今学期から特に力を入れているのがXMLを使ったインタラクティブ映像で、奥出先生、高橋先生が担当している「デジタルシネマトグラフィー」の授業でも、XMLを使った編集方法について学ぶことができます。
● 今後のビジョンは?
 新カリキュラムでは、奥出研究会はメディアデザイン(MD) に属していて、クラスターの理念とも一致する部分が多いのですが、ハードウェアからソフトウェアへビジネスの重点が移り変わっていくなかで、コンテンツ供給のニーズが急速に高まっています。グループワークによるコンテンツ制作を通して、基礎となる技術を備えつつ、
自ら創造的に何かを作ることができる人材を育てていくことが、今後さらに重要になってくると思います。
● 研究発表の場/メディアは何ですか?
 学期末に研究会でおこなう作品発表会が中心です。
http://www.ok.sfc.keio.ac.jp/公開しています。
● 他研究室や企業とのコラボレーションはしていますか?
 凸版印刷と数学ラーニングコンテンツプロジェクトにおいて、金井研が3DCGプログラミング、稲蔭研が3DCGモデリング、奥出研がインタラクティブ、の分野でそれぞれの強みを生かし、コラボレーションしています。
 また、NTTドコモとはエージェントに関する技術に関して、産学協同で研究しています。
● どんな知識/スキル/人材が欲しいですか?
 大切なのは、本人に作りたいものがあるかどうかです。研究会に入ってくる新入生には知識・技術はそれほど求めていません。研究会で作品を制作していく中で体得していくことは十分可能です。もちろん、専門的な技術を備えていることは後々大切になってくこともありますが、研究会でのグループワークを通じて基本的な技術を学び、つねにオールマイティであってほしい。企画を立てて作品を制作していくためには、マインドの部分でディレクター的、プロデューサー的な思考が必要です。
 
● 気になる研究会は?
 
 メディアデザイン(MD)に所属する研究会はやはり常に興味の対象になります。
● 不満に思っていることを教えてください。
 
 それぞれの積極的な努力が必要なのはもちろんですが、キャンパスの機能として、他研究会との関わり合いが少ないことです。他の研究会がどのようなプロジェクトに取り組んでいるかという情報を得る機会があまり少ない。

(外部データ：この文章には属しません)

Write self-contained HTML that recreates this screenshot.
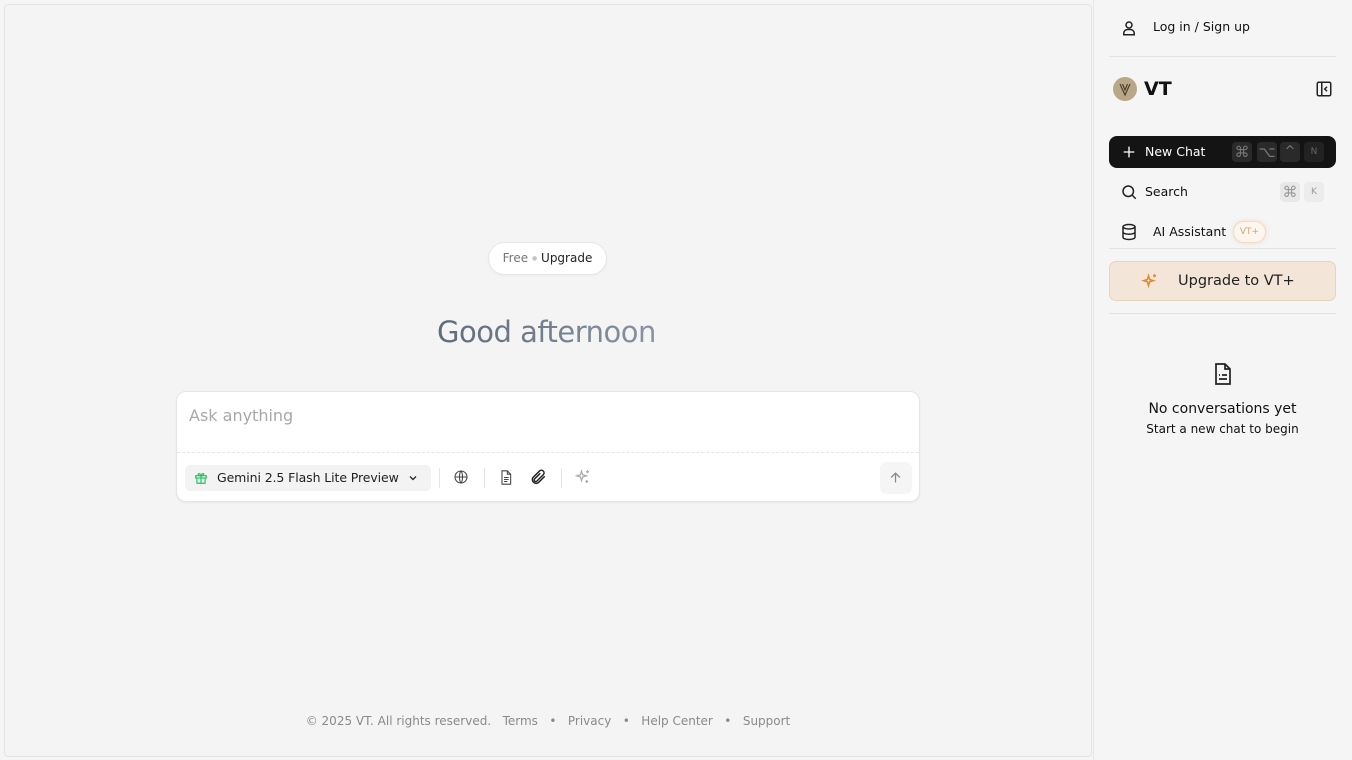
<!DOCTYPE html>
<html><head><meta charset="utf-8">
<style>
*{box-sizing:border-box;margin:0;padding:0}
body{width:1352px;height:760px;overflow:hidden;background:#f5f5f5;font-family:"DejaVu Sans","Liberation Sans",sans-serif;position:relative;color:#111}
.main{position:absolute;left:4px;top:4px;width:1088px;height:753px;border:1px solid #e3e3e3;border-radius:4px;background:#f4f4f4}
.side{position:absolute;left:1093px;top:0;width:259px;height:760px;background:#f5f5f5;border-left:1px solid #e8e8e8}
.abs{position:absolute}
.pill{left:488px;top:242px;width:119px;height:33px;border:1px solid #e6e6e6;border-radius:17px;background:#fff;font-size:12px;line-height:31px;text-align:center;box-shadow:0 1px 2px rgba(0,0,0,.04)}
.greet{left:437px;top:315px;font-size:29px;letter-spacing:-0.5px;background:linear-gradient(90deg,#5f6b7a,#8a93a2);-webkit-background-clip:text;background-clip:text;color:transparent}
.box{left:176px;top:391px;width:744px;height:111px;background:#fff;border:1px solid #e5e5e5;border-radius:10px;box-shadow:0 1px 2px rgba(0,0,0,.06)}
.foot{left:0;width:1096px;top:714px;text-align:center;font-size:12px;color:#8a8a8a}
.kbd{position:absolute;width:20px;height:20px;border-radius:4px;font-size:10px;text-align:center;line-height:20px}
</style></head><body>
<div class="main"></div>
<div class="abs pill"><span style="color:#777">Free</span> <span style="color:#c4c4c4;font-size:6px;vertical-align:2px">●</span> <span style="color:#222">Upgrade</span></div>
<div class="abs greet">Good afternoon</div>
<div class="abs box">
  <div class="abs" style="left:12px;top:14px;font-size:16px;color:#a8a8a8">Ask anything</div>
  <div class="abs" style="left:0;right:0;top:60px;border-top:1px dashed #e6e6e6"></div>
  <div class="abs" style="left:8px;top:73px;width:246px;height:26px;background:#f3f3f3;border-radius:5px;font-size:12.5px;line-height:26px;padding-left:32px;color:#222;letter-spacing:-0.1px">Gemini 2.5 Flash Lite Preview
    <svg class="abs" style="left:9px;top:6px" width="14" height="14" viewBox="0 0 24 24" fill="none" stroke="#22c55e" stroke-width="2"><rect x="3" y="8" width="18" height="4"/><path d="M5 12v9h14v-9M12 8v13M12 8C10 3 6 4 7.5 7 8 8 12 8 12 8c0 0 4 0 4.5-1C18 4 14 3 12 8"/></svg>
    <svg class="abs" style="left:222px;top:7px" width="12" height="12" viewBox="0 0 24 24" fill="none" stroke="#222" stroke-width="2.5"><path d="M6 9l6 6 6-6"/></svg>
  </div>
  <div class="abs" style="left:262px;top:76px;height:20px;border-left:1px solid #e5e5e5"></div>
  <svg class="abs" style="left:276px;top:77px" width="16" height="16" viewBox="0 0 24 24" fill="none" stroke="#444" stroke-width="1.6"><circle cx="12" cy="12" r="9"/><path d="M3 12h18M12 3c3 3 3 15 0 18M12 3c-3 3-3 15 0 18"/></svg>
  <div class="abs" style="left:307px;top:76px;height:20px;border-left:1px solid #e5e5e5"></div>
  <svg class="abs" style="left:321px;top:77px" width="16" height="17" viewBox="0 0 24 24" fill="none" stroke="#444" stroke-width="1.6"><path d="M6 2h8l5 5v15H6z M14 2v5h5 M9 12h7M9 15h7M9 18h5"/></svg>
  <svg class="abs" style="left:352px;top:76px" width="18" height="18" viewBox="0 0 24 24" fill="none" stroke="#222" stroke-width="2"><path d="M21 11l-8.5 8.5a5 5 0 01-7-7L14 4a3.5 3.5 0 015 5l-8.5 8.5a2 2 0 01-3-3L15 7"/></svg>
  <div class="abs" style="left:384px;top:76px;height:20px;border-left:1px solid #e5e5e5"></div>
  <svg class="abs" style="left:397px;top:76px" width="18" height="18" viewBox="0 0 24 24" fill="none" stroke="#aaa" stroke-width="1.6"><path d="M10 4l1.5 5 5 1.5-5 1.5L10 17l-1.5-5-5-1.5 5-1.5zM18 3v4M16 5h4M17 16v4M15 18h4"/></svg>
  <div class="abs" style="left:703px;top:70px;width:32px;height:32px;background:#f5f5f5;border-radius:7px"></div>
  <svg class="abs" style="left:711px;top:78px" width="15" height="15" viewBox="0 0 24 24" fill="none" stroke="#888" stroke-width="2"><path d="M12 20V5M5 12l7-7 7 7"/></svg>
</div>
<div class="abs foot">© 2025 VT. All rights reserved. &nbsp;&nbsp;Terms &nbsp;&nbsp;•&nbsp;&nbsp; Privacy &nbsp;&nbsp;•&nbsp;&nbsp; Help Center &nbsp;&nbsp;•&nbsp;&nbsp; Support</div>

<div class="side"></div>
<svg class="abs" style="left:1120px;top:19px" width="18" height="18" viewBox="0 0 24 24" fill="none" stroke="#222" stroke-width="2"><circle cx="12" cy="8" r="4"/><path d="M5 21v-2a5 5 0 015-5h4a5 5 0 015 5v2z"/></svg>
<div class="abs" style="left:1153px;top:19px;font-size:12.5px">Log in / Sign up</div>
<div class="abs" style="left:1109px;top:56px;width:227px;border-top:1px solid #e3e3e3"></div>
<div class="abs" style="left:1113px;top:77px;width:24px;height:24px;border-radius:50%;background:#b9a888"></div>
<svg class="abs" style="left:1117px;top:81px" width="16" height="16" viewBox="0 0 16 16" fill="none" stroke="#4a4030" stroke-width="1.2"><path d="M3 3l5 11 5-11M5.5 3l2.5 6 2.5-6"/></svg>
<div class="abs" style="left:1144px;top:78px;font-size:19px;font-weight:bold">VT</div>
<svg class="abs" style="left:1315px;top:80px" width="18" height="18" viewBox="0 0 24 24" fill="none" stroke="#222" stroke-width="2"><rect x="3" y="3" width="18" height="18" rx="2"/><path d="M9 3v18M16 9l-3 3 3 3"/></svg>
<div class="abs" style="left:1109px;top:136px;width:227px;height:32px;background:#141414;border-radius:8px;color:#fff;font-size:12.5px;line-height:32px;padding-left:36px">New Chat
  <svg class="abs" style="left:12px;top:8px" width="16" height="16" viewBox="0 0 24 24" fill="none" stroke="#fff" stroke-width="2"><path d="M12 4v16M4 12h16"/></svg>
  <div class="kbd" style="left:123px;top:6px;background:#2a2a2a;color:#777;font-size:15px">⌘</div>
  <div class="kbd" style="left:148px;top:6px;background:#2a2a2a;color:#777;font-size:15px">⌥</div>
  <div class="kbd" style="left:171px;top:6px;background:#2a2a2a;color:#777;font-size:13px">^</div>
  <div class="kbd" style="left:195px;top:6px;background:#222;color:#666;font-size:9px">N</div>
</div>
<svg class="abs" style="left:1120px;top:183px" width="18" height="18" viewBox="0 0 24 24" fill="none" stroke="#222" stroke-width="2"><circle cx="11" cy="11" r="7"/><path d="M16 16l5 5"/></svg>
<div class="abs" style="left:1145px;top:184px;font-size:12.5px">Search</div>
<div class="kbd" style="left:1280px;top:182px;background:#e8e8e8;color:#999;font-size:15px">⌘</div>
<div class="kbd" style="left:1304px;top:182px;background:#ececec;color:#999;font-size:9px">K</div>
<svg class="abs" style="left:1120px;top:223px" width="18" height="18" viewBox="0 0 24 24" fill="none" stroke="#222" stroke-width="2"><ellipse cx="12" cy="5" rx="8" ry="3"/><path d="M4 5v14c0 1.7 3.6 3 8 3s8-1.3 8-3V5M4 12c0 1.7 3.6 3 8 3s8-1.3 8-3"/></svg>
<div class="abs" style="left:1153px;top:224px;font-size:12.5px">AI Assistant</div>
<div class="abs" style="left:1233px;top:221px;width:33px;height:22px;border-radius:11px;background:#fdf6ee;border:1px solid #efdcc4;box-shadow:0 0 4px rgba(230,180,120,.4);font-size:9px;color:#c9a57c;text-align:center;line-height:20px">VT+</div>
<div class="abs" style="left:1109px;top:248px;width:227px;border-top:1px solid #e3e3e3"></div>
<div class="abs" style="left:1109px;top:261px;width:227px;height:40px;background:#f3e6d8;border:1px solid #e6d3bd;border-radius:7px;font-size:14.5px;line-height:39px;padding-left:68px;color:#222">Upgrade to VT+
  <svg class="abs" style="left:31px;top:10px" width="18" height="18" viewBox="0 0 24 24" fill="none" stroke="#e08a2c" stroke-width="2"><path d="M10 5l1.5 5 5 1.5-5 1.5L10 18l-1.5-5-5-1.5 5-1.5zM18 3v4M16 5h4"/></svg>
</div>
<div class="abs" style="left:1109px;top:313px;width:227px;border-top:1px solid #e3e3e3"></div>
<svg class="abs" style="left:1211px;top:361px" width="24" height="26" viewBox="0 0 24 24" fill="none" stroke="#222" stroke-width="1.7"><path d="M5 2h9l5 5v15H5z M14 2v5h5 M8 13h1M11 13h5M8 17h8"/></svg>
<div class="abs" style="left:1093px;width:259px;top:401px;text-align:center;font-size:14px">No conversations yet</div>
<div class="abs" style="left:1093px;width:259px;top:422px;text-align:center;font-size:12px">Start a new chat to begin</div>
</body></html>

 もうひとつは、ここ数年の流れですが、新入生に、能動的に関わっていく姿勢が薄れていっているような気がします。
● 研究会のトレンドは?
 XML、エージェント技術、IPv6です。これまではプログラミングをC++で行っていましたが、先学期から徐々にJavaに移行しつつあります。
● どこにアクセスすればよいのでしょうか?
 奥出先生[email protected]のほか、広井洋平[email protected]や海老原智[email protected]までメールをくれればお答えします。直接、研究室に顔を出してもらっても結構です。
● 最後にひとことお願いします。
 制作を行う上で「クリエイティビティ」「ビジネス」「テクノロジー」という三つの分野・能力があり、自分がそのどれに属する人間であっても、常に他の分野について理解を持ち勉強していく姿勢が必要です。そのためにはこの三つに通底しそれぞれを結びつける「作りたいと思う心」を大切にしていってもらいたいですね。